Sotheby’s has inaugurated its new space in Shanghai as the house continues to actively expand its reach across the region. The opening of the physical site comes with the launch of online initiatives in mainland China that have an eye on a young generation of affluent buyers.

Officially known as Shanghai Sotheby’s Space, the venue adjacent to the Suzhou River opened Thursday, May 18, with a ribbon-cutting ceremony. The event coincides with the house’s celebration of its 50th anniversary this year in Asia. Spanning more than 20,000 square feet, the location will serve as a showroom and exhibition space of artworks and luxury items featured in the house’s global auction calendar and its Buy Now online sales platform, which is also making its debut in mainland China, allowing buyers to buy 24 hours a day, seven days a week throughout the year.

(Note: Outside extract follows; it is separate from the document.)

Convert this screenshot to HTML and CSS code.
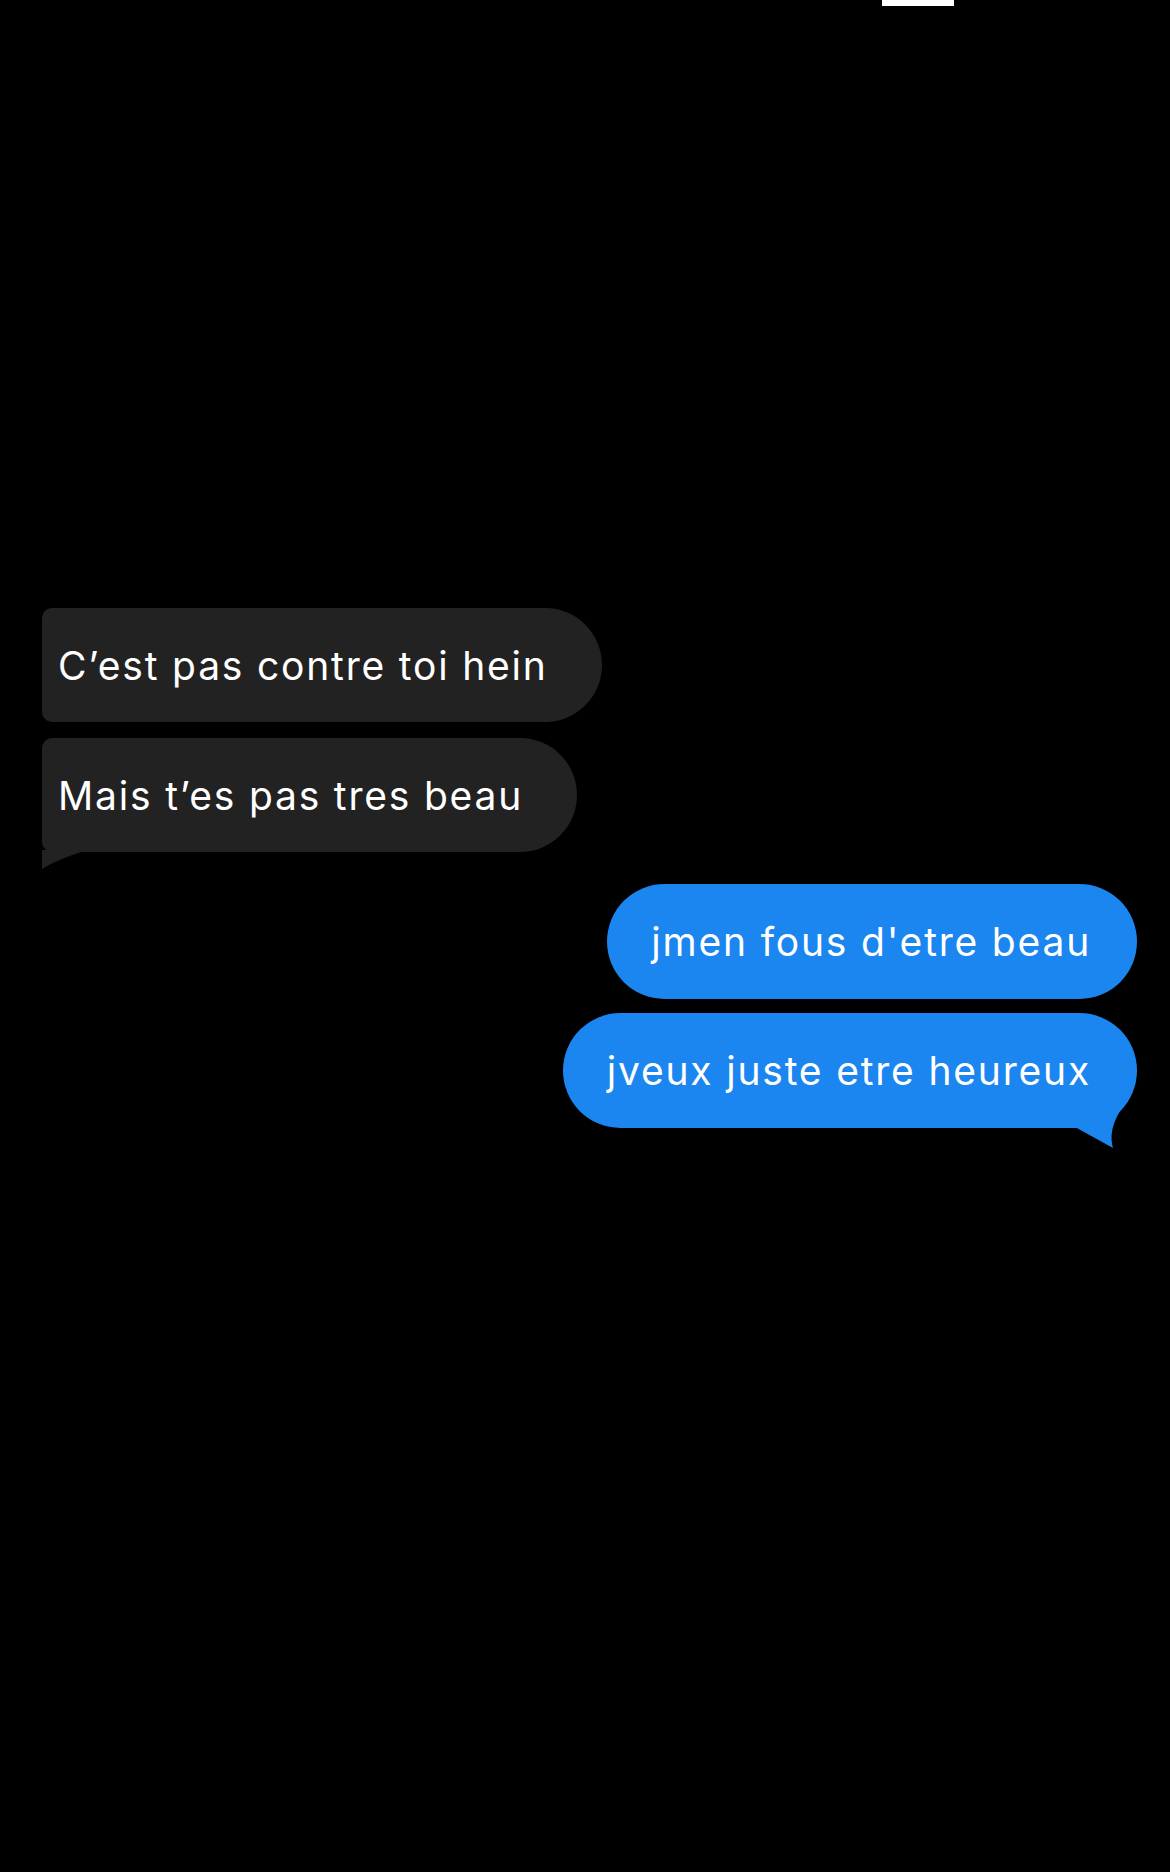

The venue will also be home to a variety of programs such as talks and workshops, which are expected to take place in the foreseeable future.

“Sotheby’s Shanghai will become the meeting-point for collectors and art lovers across different communities in mainland China,” Jean Qian, managing director of Sotheby’s China, said in a statement. “Through a diverse offering of arts and cultural activities both in-person and online, we hope to bring a broader and more in-depth collecting experience that will drive long-term development across the wider art market in China and Asia alike.” The house has been making ambitious expansion plans across Asia, including recent appointments in South Korea and Thailand, and a new headquarters in Hong Kong in the making.

Sotheby's Shanghai

Shanghai Sotheby’s Space. Courtesy of Sotheby’s.

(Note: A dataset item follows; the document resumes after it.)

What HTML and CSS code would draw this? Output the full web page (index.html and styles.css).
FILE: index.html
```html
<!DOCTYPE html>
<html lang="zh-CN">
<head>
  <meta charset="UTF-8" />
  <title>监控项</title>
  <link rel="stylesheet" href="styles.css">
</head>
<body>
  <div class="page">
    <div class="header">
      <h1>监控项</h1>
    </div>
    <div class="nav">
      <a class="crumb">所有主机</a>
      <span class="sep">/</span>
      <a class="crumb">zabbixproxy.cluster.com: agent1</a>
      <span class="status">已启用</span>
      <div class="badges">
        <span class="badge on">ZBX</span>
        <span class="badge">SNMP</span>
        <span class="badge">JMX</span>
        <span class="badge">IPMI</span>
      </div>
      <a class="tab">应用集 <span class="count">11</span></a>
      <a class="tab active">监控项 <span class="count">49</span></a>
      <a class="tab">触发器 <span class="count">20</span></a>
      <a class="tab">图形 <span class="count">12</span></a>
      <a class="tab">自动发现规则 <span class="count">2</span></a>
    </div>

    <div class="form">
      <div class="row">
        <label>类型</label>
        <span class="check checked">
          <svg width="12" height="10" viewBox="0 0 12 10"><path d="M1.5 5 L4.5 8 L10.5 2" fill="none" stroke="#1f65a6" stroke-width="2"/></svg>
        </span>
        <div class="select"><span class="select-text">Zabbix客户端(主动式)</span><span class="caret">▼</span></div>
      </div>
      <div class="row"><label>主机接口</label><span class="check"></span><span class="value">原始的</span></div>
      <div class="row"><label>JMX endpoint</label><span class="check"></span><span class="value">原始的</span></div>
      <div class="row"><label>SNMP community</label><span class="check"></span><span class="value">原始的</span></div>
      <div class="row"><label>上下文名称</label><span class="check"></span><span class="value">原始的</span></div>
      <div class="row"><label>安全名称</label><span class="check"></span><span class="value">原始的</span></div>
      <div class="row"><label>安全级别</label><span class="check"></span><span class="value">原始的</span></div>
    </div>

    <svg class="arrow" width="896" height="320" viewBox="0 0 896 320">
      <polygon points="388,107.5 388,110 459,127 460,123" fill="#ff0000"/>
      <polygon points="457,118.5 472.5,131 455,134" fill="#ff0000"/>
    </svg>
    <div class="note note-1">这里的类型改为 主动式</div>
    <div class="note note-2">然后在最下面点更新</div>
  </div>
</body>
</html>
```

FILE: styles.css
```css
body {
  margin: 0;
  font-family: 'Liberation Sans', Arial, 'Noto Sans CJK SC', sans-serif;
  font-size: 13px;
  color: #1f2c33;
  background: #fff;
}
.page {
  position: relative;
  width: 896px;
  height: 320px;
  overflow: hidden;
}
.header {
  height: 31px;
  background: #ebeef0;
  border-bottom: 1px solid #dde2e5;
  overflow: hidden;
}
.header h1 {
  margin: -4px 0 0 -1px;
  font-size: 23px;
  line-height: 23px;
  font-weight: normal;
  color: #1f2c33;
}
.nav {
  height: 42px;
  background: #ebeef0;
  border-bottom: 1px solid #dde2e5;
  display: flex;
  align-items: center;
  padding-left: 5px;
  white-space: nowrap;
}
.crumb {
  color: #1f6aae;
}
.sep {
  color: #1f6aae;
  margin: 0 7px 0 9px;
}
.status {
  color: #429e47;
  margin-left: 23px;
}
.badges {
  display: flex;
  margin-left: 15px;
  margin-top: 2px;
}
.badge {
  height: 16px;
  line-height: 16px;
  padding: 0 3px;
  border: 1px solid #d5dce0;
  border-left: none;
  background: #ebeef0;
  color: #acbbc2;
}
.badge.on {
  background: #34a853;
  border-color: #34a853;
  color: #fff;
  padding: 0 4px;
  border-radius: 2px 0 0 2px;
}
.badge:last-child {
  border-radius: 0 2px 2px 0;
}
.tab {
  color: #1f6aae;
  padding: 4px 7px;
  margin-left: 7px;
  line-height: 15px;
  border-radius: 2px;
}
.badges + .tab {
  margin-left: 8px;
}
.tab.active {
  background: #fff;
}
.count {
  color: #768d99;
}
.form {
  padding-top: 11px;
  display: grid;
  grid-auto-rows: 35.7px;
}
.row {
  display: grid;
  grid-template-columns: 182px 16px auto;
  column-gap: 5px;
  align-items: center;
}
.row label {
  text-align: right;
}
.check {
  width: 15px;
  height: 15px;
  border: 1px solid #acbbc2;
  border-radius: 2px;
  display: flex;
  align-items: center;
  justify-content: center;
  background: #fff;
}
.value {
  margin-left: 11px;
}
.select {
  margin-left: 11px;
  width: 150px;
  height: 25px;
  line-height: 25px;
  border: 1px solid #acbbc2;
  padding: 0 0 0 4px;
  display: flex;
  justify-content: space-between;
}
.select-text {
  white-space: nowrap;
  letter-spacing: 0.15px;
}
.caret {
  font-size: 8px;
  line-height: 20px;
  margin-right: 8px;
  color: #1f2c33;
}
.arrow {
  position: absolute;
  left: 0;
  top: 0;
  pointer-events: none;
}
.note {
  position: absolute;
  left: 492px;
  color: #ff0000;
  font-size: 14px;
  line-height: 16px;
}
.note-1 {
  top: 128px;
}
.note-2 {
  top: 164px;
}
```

The region continues to play an increasingly bigger role in the global market. Data from Sotheby’s suggests that Asian collectors account for 32 percent of bidders who have placed bids for artworks valued at $1 million or more between 2018 and 2022, just slightly less than those from North America’s 34 percent, which is the world’s biggest collector base, and outnumbering the 29 percent based from Europe.

Asian bidders are the most active when it comes to Chinese traditional paintings and works of art, Sotheby’s said, adding that the recent Hong Kong sales of Chinese art saw the biggest number of mainland Chinese bidders in three years. Asian bidders also account for 18 percent in the contemporary market and 17 percent in the Impressionist and modern market during 2018 to 2022, the house noted.

Sotheby's Shanghai

A visitor seen at the new Shanghai Sotheby’s space. Courtesy of Sotheby’s.

This trend appears to have continued into 2023 as Asian buyers account for a quarter of the house’s all sales so far this year.

Asian buyers contributed to one-third of the total sales value at this week’s New York modern evening auction. Buyers from the region snapped up works by blue chip western names including Gustav Klimt, Paul Gauguin, Camille Pissarro, Edvard Munch, and Edouard Manet, as well as Claude Monet’s 1884 painting (sold for $5.8 million, including fees), and Henri Matisse’s (1941), which sold for nearly $4.7 million.

Nevertheless, Asian buyers are even more prominent when it comes to Sotheby’s luxury sales. Asian clients account for half of the house’s luxury global business: accounting for 61 percent of wine and spirits sales, 53 percent of handbags and accessories sales, and 37 percent of watch sales. A February online auction of more than 50 lots of rare Moutai (one of the most popular types of Chinese liquor), which was also Sotheby’s first online auction in mainland China, was 100 percent sold.

To capture the growing appetite of the mainland Chinese buyers and collectors, the house has launched its official Chinese website and is encouraging bidders to place bids via the house’s WeChat mini program, China’s popular app that now has 1.24 billion users worldwide.